Stored data:
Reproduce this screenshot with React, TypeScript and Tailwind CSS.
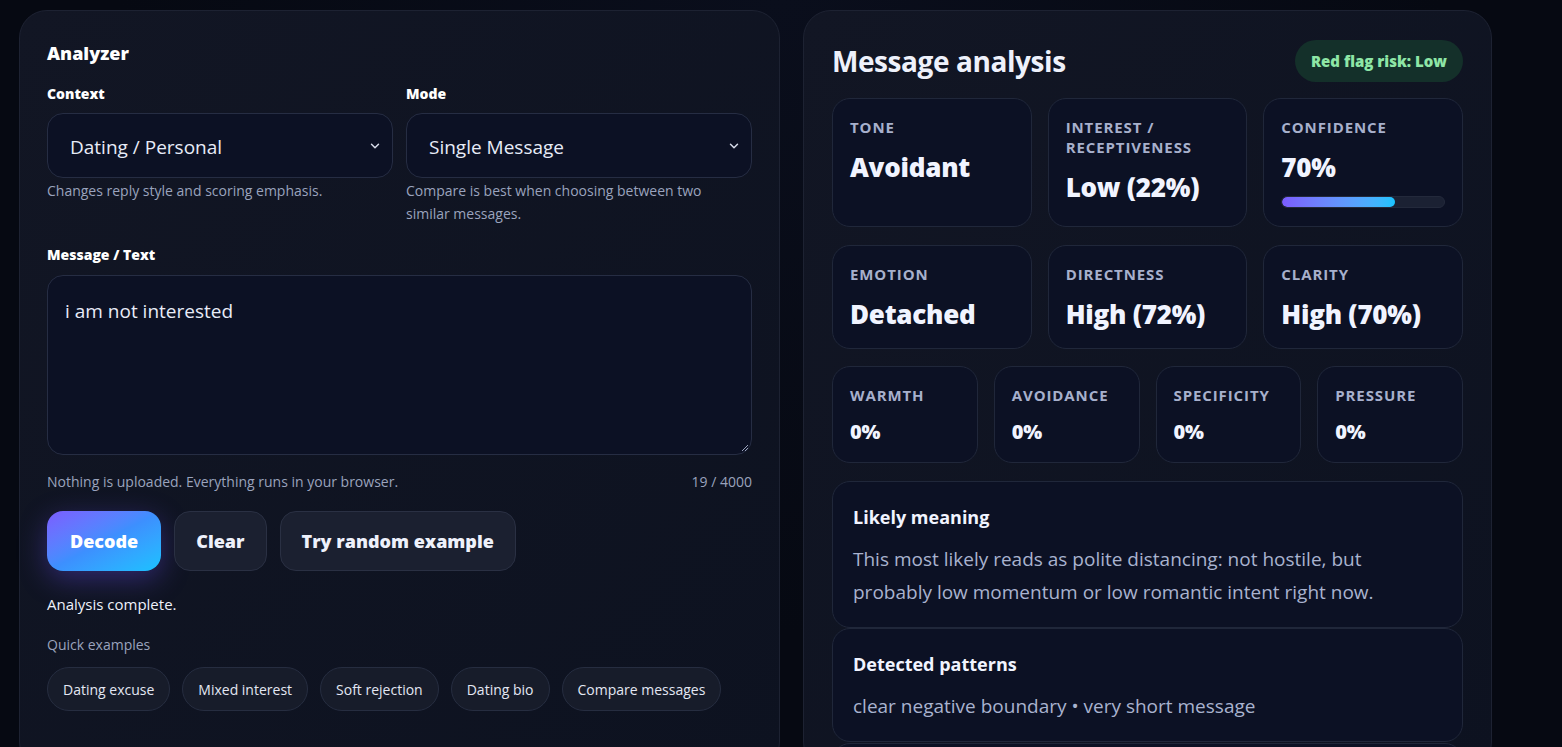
import React from 'react';
import { ChevronDown } from 'lucide-react';

const font = { fontFamily: '"Open Sans", "Liberation Sans", Arial, sans-serif' };

const Select = ({ value }: { value: string }) => (
  <div className="h-[65px] rounded-2xl border border-[#262d43] bg-[#0c1124] flex items-center justify-between pl-[22px] pr-[10px]">
    <span className="text-[19px] text-[#e8ecf8] mt-[4px]">{value}</span>
    <ChevronDown size={14} strokeWidth={2.5} className="text-[#d8dcea]" />
  </div>
);

const Stat = ({ label, value, big = true, children }: { label: React.ReactNode; value: string; big?: boolean; children?: React.ReactNode }) => (
  <div className="h-full rounded-[18px] border border-[#20273a] bg-[#0c1124] px-[17px] pt-[18px]">
    <div className="text-[15px] font-bold uppercase tracking-[0.06em] text-[#a7b0cc] leading-[20px]">{label}</div>
    <div className={`${big ? 'text-[26px] mt-[12px]' : 'text-[20px] mt-[9px]'} font-extrabold text-[#f1f4ff] leading-[36px] tracking-[-0.01em]`}>{value}</div>
    {children}
  </div>
);

const chips = ['Dating excuse', 'Mixed interest', 'Soft rejection', 'Dating bio', 'Compare messages'];

export default function App() {
  return (
    <div style={font} className="h-[747px] overflow-hidden bg-[radial-gradient(ellipse_at_top,#0a0e1c,#060912_60%)] bg-[#070a14] pl-[19px] pt-[10px]">
      <div className="grid grid-cols-[761px_689px] gap-[23px]">
        {/* analyzer */}
        <div className="rounded-[28px] border border-[#1d2232] bg-gradient-to-br from-[#121624] to-[#0d1220] px-[27px] pt-[30px] h-[760px]">
          <h2 className="text-[18px] font-extrabold text-white leading-[24px]">Analyzer</h2>
          <div className="grid grid-cols-2 gap-[13px] mt-[19px]">
            <div>
              <div className="text-[14px] font-extrabold text-white leading-[20px]">Context</div>
              <div className="mt-[9px]"><Select value="Dating / Personal" /></div>
              <p className="text-[14px] text-[#9aa3bd] leading-[23px] mt-[1px]">Changes reply style and scoring emphasis.</p>
            </div>
            <div>
              <div className="text-[14px] font-extrabold text-white leading-[20px]">Mode</div>
              <div className="mt-[9px]"><Select value="Single Message" /></div>
              <p className="text-[14px] text-[#9aa3bd] leading-[23px] mt-[1px] max-w-[320px]">Compare is best when choosing between two similar messages.</p>
            </div>
          </div>
          <div className="text-[14px] font-extrabold text-white leading-[20px] mt-[20px]">Message / Text</div>
          <div className="mt-[10px] h-[180px] rounded-2xl border border-[#262d43] bg-[#0c1124] px-[17px] pt-[21px] relative">
            <span className="text-[19px] text-[#e8ecf8]">i am not interested</span>
            <svg className="absolute right-[2px] bottom-[2px]" width="8" height="8" viewBox="0 0 8 8">
              <path d="M7 1L1 7M7 4L4 7" stroke="#9aa3bd" strokeWidth="1" />
            </svg>
          </div>
          <div className="flex justify-between text-[14px] text-[#9aa3bd] mt-[17px] leading-[20px]">
            <span>Nothing is uploaded. Everything runs in your browser.</span>
            <span>19 / 4000</span>
          </div>
          <div className="flex gap-[13px] mt-[19px]">
            <button className="h-[60px] px-[23px] rounded-2xl bg-gradient-to-br from-[#7a5cff] via-[#3d8ffe] to-[#18c2ff] text-white font-extrabold text-[18px] shadow-[0_8px_28px_rgba(110,80,255,0.35)]">Decode</button>
            <button className="h-[60px] px-[21px] rounded-2xl bg-[#1b2030] border border-[#2a3043] text-[#eef1fb] font-extrabold text-[18px]">Clear</button>
            <button className="h-[60px] px-[21px] rounded-2xl bg-[#1b2030] border border-[#2a3043] text-[#eef1fb] font-extrabold text-[18px]">Try random example</button>
          </div>
          <p className="text-[15px] text-[#eef1fb] mt-[23px] leading-[20px]">Analysis complete.</p>
          <p className="text-[14px] text-[#9aa3bd] mt-[21px] leading-[20px]">Quick examples</p>
          <div className="flex gap-[12px] mt-[12px]">
            {chips.map((c) => (
              <span key={c} className="h-[44px] px-[15px] rounded-full border border-[#262d40] bg-[#171c2a] text-[14px] text-[#e3e7f3] flex items-center">{c}</span>
            ))}
          </div>
        </div>

        {/* analysis */}
        <div className="rounded-[28px] border border-[#1d2232] bg-gradient-to-br from-[#121624] to-[#0d1220] px-[28px] pt-[28px] h-[760px]">
          <div className="flex justify-between items-center">
            <h2 className="text-[28px] font-bold text-[#eef1fb] leading-[44px] tracking-[-0.015em]">Message analysis</h2>
            <span className="h-[42px] px-[16px] rounded-full bg-[#14302a] text-[#8ee6a6] text-[15px] font-extrabold flex items-center">Red flag risk: Low</span>
          </div>
          <div className="grid grid-cols-3 gap-[16px] mt-[15px]">
            <div className="h-[129px]"><Stat label="Tone" value="Avoidant" /></div>
            <div className="h-[129px]">
              <Stat label={<>Interest /<br />Receptiveness</>} value="Low (22%)" />
            </div>
            <div className="h-[129px]">
              <Stat label="Confidence" value="70%">
                <div className="mt-[11px] h-[12px] rounded-full bg-[#1b2133] border border-[#23293b] overflow-hidden">
                  <div className="h-full rounded-full bg-gradient-to-r from-[#7b5cff] to-[#17c4ff]" style={{ width: '70%' }} />
                </div>
              </Stat>
            </div>
          </div>
          <div className="grid grid-cols-3 gap-[16px] mt-[18px]">
            {[['Emotion', 'Detached'], ['Directness', 'High (72%)'], ['Clarity', 'High (70%)']].map(([l, v]) => (
              <div key={l} className="h-[104px]"><Stat label={l} value={v} /></div>
            ))}
          </div>
          <div className="grid grid-cols-4 gap-[16px] mt-[17px]">
            {['Warmth', 'Avoidance', 'Specificity', 'Pressure'].map((l) => (
              <div key={l} className="h-[97px]"><Stat label={l} value="0%" big={false} /></div>
            ))}
          </div>
          <div className="mt-[18px] rounded-[18px] border border-[#20273a] bg-[#0c1124] px-[20px] pt-[22px] h-[147px]">
            <h3 className="text-[18px] font-bold text-[#f1f4ff] leading-[26px]">Likely meaning</h3>
            <p className="text-[19px] text-[#a9b3cf] leading-[33px] mt-[13px] max-w-[540px]">This most likely reads as polite distancing: not hostile, but probably low momentum or low romantic intent right now.</p>
          </div>
          <div className="rounded-[18px] border border-[#20273a] bg-[#0c1124] px-[20px] pt-[22px] h-[114px]">
            <h3 className="text-[18px] font-bold text-[#f1f4ff] leading-[26px]">Detected patterns</h3>
            <p className="text-[19px] text-[#a9b3cf] leading-[33px] mt-[13px]">clear negative boundary • very short message</p>
          </div>
          <div className="mt-[1px] rounded-[18px] border border-[#20273a] bg-[#0c1124] h-[60px]" />
        </div>
      </div>
    </div>
  );
}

Exercise prompt: Return the listing above word for word, with the pictures removed.

Result:
Reproduce this screenshot with React, TypeScript and Tailwind CSS.
import React from 'react';
import { ChevronDown } from 'lucide-react';

const font = { fontFamily: '"Open Sans", "Liberation Sans", Arial, sans-serif' };

const Select = ({ value }: { value: string }) => (
  <div className="h-[65px] rounded-2xl border border-[#262d43] bg-[#0c1124] flex items-center justify-between pl-[22px] pr-[10px]">
    <span className="text-[19px] text-[#e8ecf8] mt-[4px]">{value}</span>
    <ChevronDown size={14} strokeWidth={2.5} className="text-[#d8dcea]" />
  </div>
);

const Stat = ({ label, value, big = true, children }: { label: React.ReactNode; value: string; big?: boolean; children?: React.ReactNode }) => (
  <div className="h-full rounded-[18px] border border-[#20273a] bg-[#0c1124] px-[17px] pt-[18px]">
    <div className="text-[15px] font-bold uppercase tracking-[0.06em] text-[#a7b0cc] leading-[20px]">{label}</div>
    <div className={`${big ? 'text-[26px] mt-[12px]' : 'text-[20px] mt-[9px]'} font-extrabold text-[#f1f4ff] leading-[36px] tracking-[-0.01em]`}>{value}</div>
    {children}
  </div>
);

const chips = ['Dating excuse', 'Mixed interest', 'Soft rejection', 'Dating bio', 'Compare messages'];

export default function App() {
  return (
    <div style={font} className="h-[747px] overflow-hidden bg-[radial-gradient(ellipse_at_top,#0a0e1c,#060912_60%)] bg-[#070a14] pl-[19px] pt-[10px]">
      <div className="grid grid-cols-[761px_689px] gap-[23px]">
        {/* analyzer */}
        <div className="rounded-[28px] border border-[#1d2232] bg-gradient-to-br from-[#121624] to-[#0d1220] px-[27px] pt-[30px] h-[760px]">
          <h2 className="text-[18px] font-extrabold text-white leading-[24px]">Analyzer</h2>
          <div className="grid grid-cols-2 gap-[13px] mt-[19px]">
            <div>
              <div className="text-[14px] font-extrabold text-white leading-[20px]">Context</div>
              <div className="mt-[9px]"><Select value="Dating / Personal" /></div>
              <p className="text-[14px] text-[#9aa3bd] leading-[23px] mt-[1px]">Changes reply style and scoring emphasis.</p>
            </div>
            <div>
              <div className="text-[14px] font-extrabold text-white leading-[20px]">Mode</div>
              <div className="mt-[9px]"><Select value="Single Message" /></div>
              <p className="text-[14px] text-[#9aa3bd] leading-[23px] mt-[1px] max-w-[320px]">Compare is best when choosing between two similar messages.</p>
            </div>
          </div>
          <div className="text-[14px] font-extrabold text-white leading-[20px] mt-[20px]">Message / Text</div>
          <div className="mt-[10px] h-[180px] rounded-2xl border border-[#262d43] bg-[#0c1124] px-[17px] pt-[21px] relative">
            <span className="text-[19px] text-[#e8ecf8]">i am not interested</span>
            <svg className="absolute right-[2px] bottom-[2px]" width="8" height="8" viewBox="0 0 8 8">
              <path d="M7 1L1 7M7 4L4 7" stroke="#9aa3bd" strokeWidth="1" />
            </svg>
          </div>
          <div className="flex justify-between text-[14px] text-[#9aa3bd] mt-[17px] leading-[20px]">
            <span>Nothing is uploaded. Everything runs in your browser.</span>
            <span>19 / 4000</span>
          </div>
          <div className="flex gap-[13px] mt-[19px]">
            <button className="h-[60px] px-[23px] rounded-2xl bg-gradient-to-br from-[#7a5cff] via-[#3d8ffe] to-[#18c2ff] text-white font-extrabold text-[18px] shadow-[0_8px_28px_rgba(110,80,255,0.35)]">Decode</button>
            <button className="h-[60px] px-[21px] rounded-2xl bg-[#1b2030] border border-[#2a3043] text-[#eef1fb] font-extrabold text-[18px]">Clear</button>
            <button className="h-[60px] px-[21px] rounded-2xl bg-[#1b2030] border border-[#2a3043] text-[#eef1fb] font-extrabold text-[18px]">Try random example</button>
          </div>
          <p className="text-[15px] text-[#eef1fb] mt-[23px] leading-[20px]">Analysis complete.</p>
          <p className="text-[14px] text-[#9aa3bd] mt-[21px] leading-[20px]">Quick examples</p>
          <div className="flex gap-[12px] mt-[12px]">
            {chips.map((c) => (
              <span key={c} className="h-[44px] px-[15px] rounded-full border border-[#262d40] bg-[#171c2a] text-[14px] text-[#e3e7f3] flex items-center">{c}</span>
            ))}
          </div>
        </div>

        {/* analysis */}
        <div className="rounded-[28px] border border-[#1d2232] bg-gradient-to-br from-[#121624] to-[#0d1220] px-[28px] pt-[28px] h-[760px]">
          <div className="flex justify-between items-center">
            <h2 className="text-[28px] font-bold text-[#eef1fb] leading-[44px] tracking-[-0.015em]">Message analysis</h2>
            <span className="h-[42px] px-[16px] rounded-full bg-[#14302a] text-[#8ee6a6] text-[15px] font-extrabold flex items-center">Red flag risk: Low</span>
          </div>
          <div className="grid grid-cols-3 gap-[16px] mt-[15px]">
            <div className="h-[129px]"><Stat label="Tone" value="Avoidant" /></div>
            <div className="h-[129px]">
              <Stat label={<>Interest /<br />Receptiveness</>} value="Low (22%)" />
            </div>
            <div className="h-[129px]">
              <Stat label="Confidence" value="70%">
                <div className="mt-[11px] h-[12px] rounded-full bg-[#1b2133] border border-[#23293b] overflow-hidden">
                  <div className="h-full rounded-full bg-gradient-to-r from-[#7b5cff] to-[#17c4ff]" style={{ width: '70%' }} />
                </div>
              </Stat>
            </div>
          </div>
          <div className="grid grid-cols-3 gap-[16px] mt-[18px]">
            {[['Emotion', 'Detached'], ['Directness', 'High (72%)'], ['Clarity', 'High (70%)']].map(([l, v]) => (
              <div key={l} className="h-[104px]"><Stat label={l} value={v} /></div>
            ))}
          </div>
          <div className="grid grid-cols-4 gap-[16px] mt-[17px]">
            {['Warmth', 'Avoidance', 'Specificity', 'Pressure'].map((l) => (
              <div key={l} className="h-[97px]"><Stat label={l} value="0%" big={false} /></div>
            ))}
          </div>
          <div className="mt-[18px] rounded-[18px] border border-[#20273a] bg-[#0c1124] px-[20px] pt-[22px] h-[147px]">
            <h3 className="text-[18px] font-bold text-[#f1f4ff] leading-[26px]">Likely meaning</h3>
            <p className="text-[19px] text-[#a9b3cf] leading-[33px] mt-[13px] max-w-[540px]">This most likely reads as polite distancing: not hostile, but probably low momentum or low romantic intent right now.</p>
          </div>
          <div className="rounded-[18px] border border-[#20273a] bg-[#0c1124] px-[20px] pt-[22px] h-[114px]">
            <h3 className="text-[18px] font-bold text-[#f1f4ff] leading-[26px]">Detected patterns</h3>
            <p className="text-[19px] text-[#a9b3cf] leading-[33px] mt-[13px]">clear negative boundary • very short message</p>
          </div>
          <div className="mt-[1px] rounded-[18px] border border-[#20273a] bg-[#0c1124] h-[60px]" />
        </div>
      </div>
    </div>
  );
}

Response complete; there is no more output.